— Begin Task input —

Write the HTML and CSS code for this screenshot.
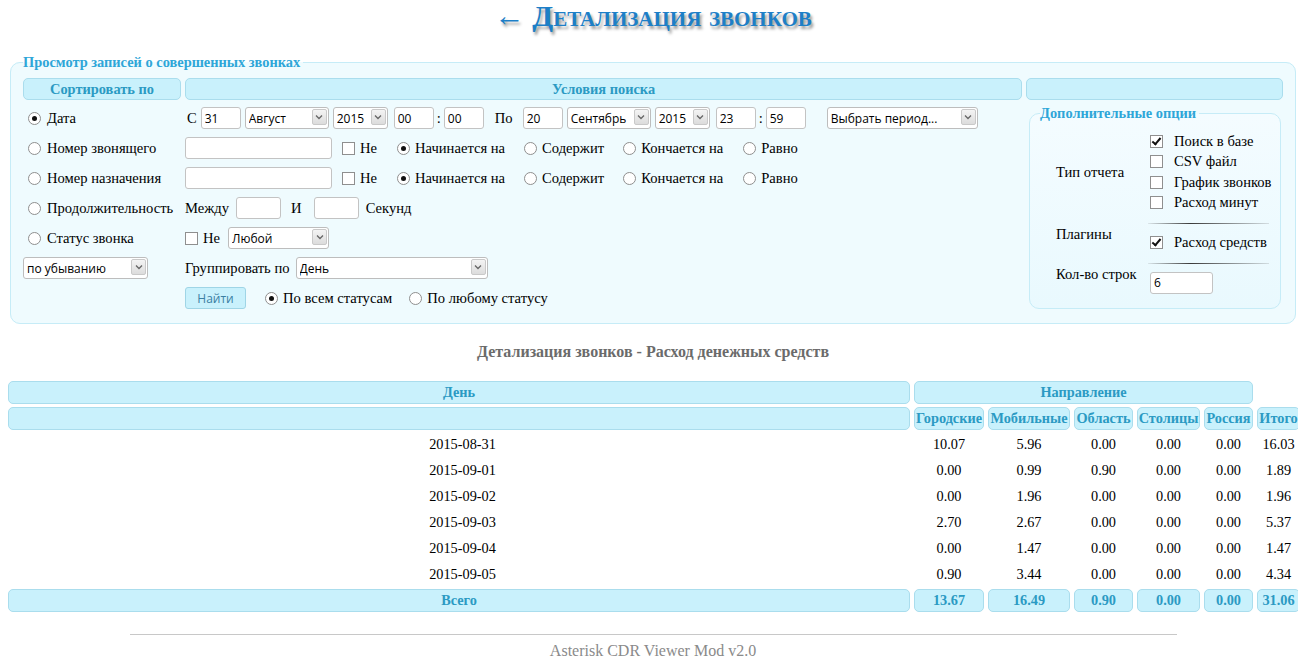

— End Task input —
— Begin Task input —

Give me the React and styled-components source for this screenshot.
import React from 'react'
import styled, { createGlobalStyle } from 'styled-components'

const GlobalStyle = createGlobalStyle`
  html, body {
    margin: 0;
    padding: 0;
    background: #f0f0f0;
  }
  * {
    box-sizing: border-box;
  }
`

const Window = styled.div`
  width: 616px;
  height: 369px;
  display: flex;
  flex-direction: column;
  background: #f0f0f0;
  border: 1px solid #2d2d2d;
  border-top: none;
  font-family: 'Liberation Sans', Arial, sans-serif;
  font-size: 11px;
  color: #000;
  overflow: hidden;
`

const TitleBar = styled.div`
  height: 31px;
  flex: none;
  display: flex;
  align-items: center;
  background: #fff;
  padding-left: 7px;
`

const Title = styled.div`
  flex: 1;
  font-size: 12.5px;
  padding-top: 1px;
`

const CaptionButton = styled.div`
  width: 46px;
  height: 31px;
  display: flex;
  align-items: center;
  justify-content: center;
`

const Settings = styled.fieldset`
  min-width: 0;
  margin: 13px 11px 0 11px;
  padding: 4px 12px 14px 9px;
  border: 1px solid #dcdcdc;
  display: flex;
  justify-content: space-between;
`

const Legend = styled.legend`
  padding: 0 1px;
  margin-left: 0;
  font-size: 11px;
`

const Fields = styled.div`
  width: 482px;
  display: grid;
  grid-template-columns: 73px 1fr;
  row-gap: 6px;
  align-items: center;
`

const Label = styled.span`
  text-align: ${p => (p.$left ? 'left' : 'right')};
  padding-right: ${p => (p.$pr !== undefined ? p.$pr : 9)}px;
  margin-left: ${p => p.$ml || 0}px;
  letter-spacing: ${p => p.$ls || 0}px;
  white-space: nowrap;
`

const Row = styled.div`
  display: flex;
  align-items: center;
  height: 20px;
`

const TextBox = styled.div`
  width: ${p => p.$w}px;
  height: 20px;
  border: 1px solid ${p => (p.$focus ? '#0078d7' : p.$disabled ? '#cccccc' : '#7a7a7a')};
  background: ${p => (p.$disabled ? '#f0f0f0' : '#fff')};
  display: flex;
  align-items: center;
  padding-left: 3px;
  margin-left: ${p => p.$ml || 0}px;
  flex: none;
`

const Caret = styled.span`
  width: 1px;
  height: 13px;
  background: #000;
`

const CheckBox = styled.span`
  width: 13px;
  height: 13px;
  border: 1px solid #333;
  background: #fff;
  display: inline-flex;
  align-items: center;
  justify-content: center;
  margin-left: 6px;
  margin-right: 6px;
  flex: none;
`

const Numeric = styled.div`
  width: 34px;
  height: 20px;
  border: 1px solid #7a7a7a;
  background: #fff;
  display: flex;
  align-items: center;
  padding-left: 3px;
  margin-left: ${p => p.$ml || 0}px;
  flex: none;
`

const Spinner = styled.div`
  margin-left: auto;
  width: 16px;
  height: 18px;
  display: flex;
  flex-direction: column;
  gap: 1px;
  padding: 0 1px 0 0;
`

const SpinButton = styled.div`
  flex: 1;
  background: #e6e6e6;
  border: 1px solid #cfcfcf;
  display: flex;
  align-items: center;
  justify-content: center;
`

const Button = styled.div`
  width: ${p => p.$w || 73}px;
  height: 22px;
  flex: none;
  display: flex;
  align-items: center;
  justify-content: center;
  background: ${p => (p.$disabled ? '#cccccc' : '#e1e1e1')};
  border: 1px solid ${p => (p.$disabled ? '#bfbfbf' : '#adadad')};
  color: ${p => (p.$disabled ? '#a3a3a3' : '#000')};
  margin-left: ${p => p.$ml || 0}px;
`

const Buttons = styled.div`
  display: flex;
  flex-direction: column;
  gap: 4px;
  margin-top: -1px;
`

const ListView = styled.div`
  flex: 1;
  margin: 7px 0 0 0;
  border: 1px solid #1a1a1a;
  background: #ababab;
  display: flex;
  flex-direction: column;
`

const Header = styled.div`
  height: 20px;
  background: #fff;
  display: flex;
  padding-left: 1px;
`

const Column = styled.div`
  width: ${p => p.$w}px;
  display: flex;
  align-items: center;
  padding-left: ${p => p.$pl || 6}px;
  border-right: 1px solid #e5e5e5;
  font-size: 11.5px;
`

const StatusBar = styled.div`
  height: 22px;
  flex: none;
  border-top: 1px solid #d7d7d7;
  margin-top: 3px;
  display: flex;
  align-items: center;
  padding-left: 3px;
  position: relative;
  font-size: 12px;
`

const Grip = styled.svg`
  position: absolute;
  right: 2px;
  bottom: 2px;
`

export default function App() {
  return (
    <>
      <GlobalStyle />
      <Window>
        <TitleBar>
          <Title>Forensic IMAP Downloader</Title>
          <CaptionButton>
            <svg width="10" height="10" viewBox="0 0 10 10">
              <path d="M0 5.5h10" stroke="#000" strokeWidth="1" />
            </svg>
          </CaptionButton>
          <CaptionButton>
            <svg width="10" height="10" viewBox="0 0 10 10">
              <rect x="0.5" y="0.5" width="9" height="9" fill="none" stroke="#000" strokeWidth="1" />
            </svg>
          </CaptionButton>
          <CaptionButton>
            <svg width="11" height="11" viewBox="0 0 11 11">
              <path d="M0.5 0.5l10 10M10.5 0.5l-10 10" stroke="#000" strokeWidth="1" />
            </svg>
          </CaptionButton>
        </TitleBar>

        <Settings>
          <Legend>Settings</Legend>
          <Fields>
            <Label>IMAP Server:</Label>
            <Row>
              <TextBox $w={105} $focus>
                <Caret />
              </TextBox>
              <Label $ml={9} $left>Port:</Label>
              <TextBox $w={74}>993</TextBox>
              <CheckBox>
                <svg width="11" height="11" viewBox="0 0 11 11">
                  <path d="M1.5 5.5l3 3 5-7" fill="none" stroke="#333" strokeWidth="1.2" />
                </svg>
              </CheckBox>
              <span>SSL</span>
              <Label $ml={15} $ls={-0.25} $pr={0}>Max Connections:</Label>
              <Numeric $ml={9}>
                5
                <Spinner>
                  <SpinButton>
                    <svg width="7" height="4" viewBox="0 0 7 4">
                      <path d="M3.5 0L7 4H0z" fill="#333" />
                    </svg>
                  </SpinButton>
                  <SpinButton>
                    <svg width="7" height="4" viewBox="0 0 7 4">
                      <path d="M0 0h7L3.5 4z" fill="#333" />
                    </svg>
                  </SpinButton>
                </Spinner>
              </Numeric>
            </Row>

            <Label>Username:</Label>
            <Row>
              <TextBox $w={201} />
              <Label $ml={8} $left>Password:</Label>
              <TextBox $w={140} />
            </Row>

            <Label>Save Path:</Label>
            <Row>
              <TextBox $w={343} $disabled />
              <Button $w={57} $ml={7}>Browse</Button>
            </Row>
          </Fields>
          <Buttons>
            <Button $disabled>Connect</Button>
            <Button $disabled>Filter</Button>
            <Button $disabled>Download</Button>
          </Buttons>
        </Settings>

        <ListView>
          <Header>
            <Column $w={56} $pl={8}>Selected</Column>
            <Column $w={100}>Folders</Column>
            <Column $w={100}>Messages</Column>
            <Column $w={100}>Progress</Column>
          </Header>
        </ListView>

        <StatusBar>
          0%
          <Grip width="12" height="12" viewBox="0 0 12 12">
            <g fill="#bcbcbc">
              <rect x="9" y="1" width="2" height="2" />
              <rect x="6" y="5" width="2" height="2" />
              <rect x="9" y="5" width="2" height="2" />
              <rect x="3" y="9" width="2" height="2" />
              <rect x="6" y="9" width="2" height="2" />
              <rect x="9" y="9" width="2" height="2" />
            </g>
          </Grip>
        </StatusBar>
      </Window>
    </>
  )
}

— End Task input —
— Begin Task input —

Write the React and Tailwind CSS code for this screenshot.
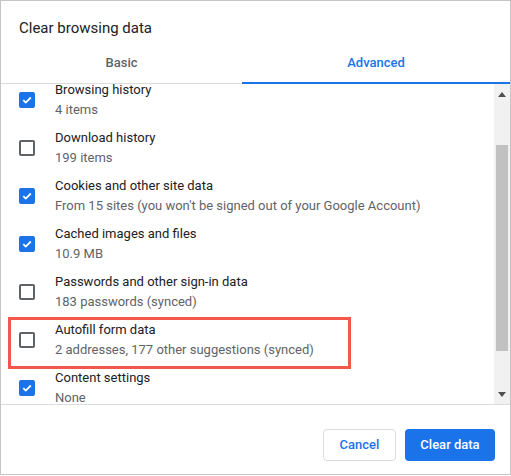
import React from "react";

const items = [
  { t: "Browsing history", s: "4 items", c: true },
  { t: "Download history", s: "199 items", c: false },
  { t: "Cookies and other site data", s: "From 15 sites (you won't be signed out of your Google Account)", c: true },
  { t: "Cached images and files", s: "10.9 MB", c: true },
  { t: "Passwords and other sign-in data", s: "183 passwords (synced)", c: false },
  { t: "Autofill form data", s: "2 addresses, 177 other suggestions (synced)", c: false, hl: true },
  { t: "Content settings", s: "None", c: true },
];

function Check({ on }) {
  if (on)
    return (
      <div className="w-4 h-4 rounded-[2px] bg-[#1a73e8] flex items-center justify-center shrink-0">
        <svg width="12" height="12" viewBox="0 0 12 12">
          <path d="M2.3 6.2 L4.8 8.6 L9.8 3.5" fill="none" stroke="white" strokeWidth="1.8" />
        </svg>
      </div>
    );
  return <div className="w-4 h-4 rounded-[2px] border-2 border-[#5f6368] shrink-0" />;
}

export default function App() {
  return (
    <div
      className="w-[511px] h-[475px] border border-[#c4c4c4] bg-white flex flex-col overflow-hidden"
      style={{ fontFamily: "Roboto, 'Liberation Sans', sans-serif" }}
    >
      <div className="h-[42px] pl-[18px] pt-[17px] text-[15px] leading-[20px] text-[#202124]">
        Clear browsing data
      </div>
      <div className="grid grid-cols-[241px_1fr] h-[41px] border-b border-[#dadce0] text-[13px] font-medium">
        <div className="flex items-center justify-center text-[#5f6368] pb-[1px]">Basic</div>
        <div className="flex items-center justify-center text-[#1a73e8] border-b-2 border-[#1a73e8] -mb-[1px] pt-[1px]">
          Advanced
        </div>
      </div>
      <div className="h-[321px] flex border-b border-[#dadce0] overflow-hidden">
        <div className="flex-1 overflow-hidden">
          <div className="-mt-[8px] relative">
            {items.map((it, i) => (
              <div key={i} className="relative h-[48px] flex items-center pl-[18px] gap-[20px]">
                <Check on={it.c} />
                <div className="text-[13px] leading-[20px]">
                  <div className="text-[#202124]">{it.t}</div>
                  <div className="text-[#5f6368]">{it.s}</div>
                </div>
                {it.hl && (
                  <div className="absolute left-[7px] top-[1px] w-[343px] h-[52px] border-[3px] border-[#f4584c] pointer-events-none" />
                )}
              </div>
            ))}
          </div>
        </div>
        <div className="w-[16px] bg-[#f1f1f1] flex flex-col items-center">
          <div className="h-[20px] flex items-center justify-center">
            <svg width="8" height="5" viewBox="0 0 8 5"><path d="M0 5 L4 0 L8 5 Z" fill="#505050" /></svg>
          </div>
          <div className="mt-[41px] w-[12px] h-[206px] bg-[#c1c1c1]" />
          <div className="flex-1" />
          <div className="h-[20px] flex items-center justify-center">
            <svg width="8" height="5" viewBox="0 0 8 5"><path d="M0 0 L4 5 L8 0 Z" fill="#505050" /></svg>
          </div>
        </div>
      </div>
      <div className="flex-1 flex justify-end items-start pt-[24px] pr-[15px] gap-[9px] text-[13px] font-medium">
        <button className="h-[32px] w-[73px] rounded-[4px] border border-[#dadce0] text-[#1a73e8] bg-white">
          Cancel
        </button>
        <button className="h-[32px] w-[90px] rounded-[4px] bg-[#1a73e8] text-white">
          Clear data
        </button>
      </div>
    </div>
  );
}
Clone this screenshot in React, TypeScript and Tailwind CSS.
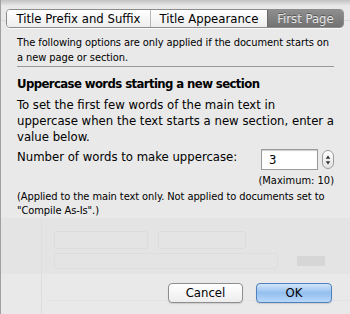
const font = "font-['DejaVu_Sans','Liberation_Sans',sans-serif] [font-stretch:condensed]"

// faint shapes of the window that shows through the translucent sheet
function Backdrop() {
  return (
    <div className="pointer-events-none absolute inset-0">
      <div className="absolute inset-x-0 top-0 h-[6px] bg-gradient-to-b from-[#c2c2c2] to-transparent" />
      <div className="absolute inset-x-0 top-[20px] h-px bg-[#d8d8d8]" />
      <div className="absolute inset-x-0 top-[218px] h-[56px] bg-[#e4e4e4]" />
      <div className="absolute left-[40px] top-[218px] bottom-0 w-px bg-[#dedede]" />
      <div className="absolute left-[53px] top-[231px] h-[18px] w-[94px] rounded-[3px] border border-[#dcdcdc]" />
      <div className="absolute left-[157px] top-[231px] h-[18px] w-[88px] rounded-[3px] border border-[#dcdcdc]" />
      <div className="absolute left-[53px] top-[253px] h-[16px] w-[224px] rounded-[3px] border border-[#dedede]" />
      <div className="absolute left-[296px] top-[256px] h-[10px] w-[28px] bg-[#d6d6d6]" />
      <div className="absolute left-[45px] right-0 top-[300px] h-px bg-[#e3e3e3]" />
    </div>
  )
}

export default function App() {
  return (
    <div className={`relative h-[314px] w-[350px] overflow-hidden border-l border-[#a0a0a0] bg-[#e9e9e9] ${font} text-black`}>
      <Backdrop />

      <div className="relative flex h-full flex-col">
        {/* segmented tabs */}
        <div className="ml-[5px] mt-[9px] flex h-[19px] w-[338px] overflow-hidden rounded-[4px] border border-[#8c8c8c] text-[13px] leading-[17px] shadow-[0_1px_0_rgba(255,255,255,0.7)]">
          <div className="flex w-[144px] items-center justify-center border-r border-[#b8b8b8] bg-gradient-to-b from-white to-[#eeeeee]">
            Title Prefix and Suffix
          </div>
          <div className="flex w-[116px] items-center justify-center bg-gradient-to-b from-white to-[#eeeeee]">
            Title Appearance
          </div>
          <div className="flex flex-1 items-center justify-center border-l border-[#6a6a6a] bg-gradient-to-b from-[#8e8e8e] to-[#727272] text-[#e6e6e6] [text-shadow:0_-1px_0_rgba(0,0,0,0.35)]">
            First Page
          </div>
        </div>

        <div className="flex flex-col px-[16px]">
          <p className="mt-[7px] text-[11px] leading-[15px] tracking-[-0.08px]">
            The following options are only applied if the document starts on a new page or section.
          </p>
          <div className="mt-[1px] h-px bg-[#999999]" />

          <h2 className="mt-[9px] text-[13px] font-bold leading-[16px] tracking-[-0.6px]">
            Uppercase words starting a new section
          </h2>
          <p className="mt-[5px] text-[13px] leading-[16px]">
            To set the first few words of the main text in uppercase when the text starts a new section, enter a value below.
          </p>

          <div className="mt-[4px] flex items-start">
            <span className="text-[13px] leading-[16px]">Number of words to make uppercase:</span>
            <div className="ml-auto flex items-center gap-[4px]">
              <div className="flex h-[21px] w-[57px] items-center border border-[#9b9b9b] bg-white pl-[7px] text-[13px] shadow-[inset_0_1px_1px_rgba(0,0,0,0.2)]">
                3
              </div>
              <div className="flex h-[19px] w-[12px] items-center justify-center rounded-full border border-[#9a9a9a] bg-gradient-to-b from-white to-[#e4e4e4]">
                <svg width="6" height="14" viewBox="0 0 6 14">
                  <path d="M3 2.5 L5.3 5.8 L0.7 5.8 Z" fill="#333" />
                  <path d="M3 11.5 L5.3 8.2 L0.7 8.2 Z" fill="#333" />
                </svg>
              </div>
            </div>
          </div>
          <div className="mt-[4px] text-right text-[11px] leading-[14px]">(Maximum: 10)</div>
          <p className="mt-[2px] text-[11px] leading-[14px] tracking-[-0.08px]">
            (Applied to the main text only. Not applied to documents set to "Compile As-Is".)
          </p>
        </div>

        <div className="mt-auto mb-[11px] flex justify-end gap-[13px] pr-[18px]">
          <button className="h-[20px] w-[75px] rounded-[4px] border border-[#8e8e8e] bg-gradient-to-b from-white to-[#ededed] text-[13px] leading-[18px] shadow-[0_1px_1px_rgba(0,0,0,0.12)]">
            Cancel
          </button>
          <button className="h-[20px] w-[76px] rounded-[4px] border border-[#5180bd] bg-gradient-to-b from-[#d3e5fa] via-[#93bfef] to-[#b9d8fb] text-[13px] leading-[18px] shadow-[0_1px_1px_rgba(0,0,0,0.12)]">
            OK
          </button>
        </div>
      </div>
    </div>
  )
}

— End Task input —

» The task:
Check each line of the records for "React" and copy the ones that contain it.

» Written solution:
Give me the React and styled-components source for this screenshot.
import React from 'react'
Write the React and Tailwind CSS code for this screenshot.
import React from "react";
Clone this screenshot in React, TypeScript and Tailwind CSS.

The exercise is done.